Sovereignty in Fragments
The Past, Present and Future of a Contested Concept
Edited by Hent Kalmo
Edited by Quentin Skinner
Publisher: Cambridge University Press
Print Publication Year: 2010
Online Publication Date:February 2011
Chapter DOI: http://dx.doi.org/10.1017/CBO9780511675928.011
We have become accustomed to regard the terms sovereignty and state as complementary to each other. It is thus unsurprising that the proliferation of current debates on sovereignty occurs against the perceived erosion of state authority in the contemporary world. But is this conceptual linkage the only conceivable option available for political thought? In today's situation, often characterized as the ‘decline of the state’, perhaps the only way to retrieve the concept of sovereignty in any meaningful sense would be to rethink it altogether outside the classical notion of the modern state.
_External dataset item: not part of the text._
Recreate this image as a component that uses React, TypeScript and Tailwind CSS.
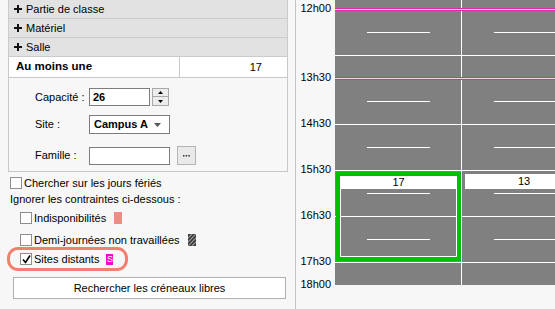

Consequently, if sovereignty is to remain the political concept par excellence, one could be advised to look first at the concept of the political itself. But precisely what kind of ontological possibilities – beyond the territorial state, that is – open up themselves through this shift in perspective? I will explore these issues by outlining the idea of political space as an openness or publicity (Öffentlichkeit), and by indicating certain alternative ways of retaining sovereignty within this new, post-foundational conceptual framework.
Sovereignty has been the key concept for the modern state since the inception in the sixteenth and seventeenth centuries. Expressions such as sovereign state or state sovereignty clearly indicate that historically, as well as conceptually, these two terms – sovereignty and the state – have run their course more or less hand-in-hand.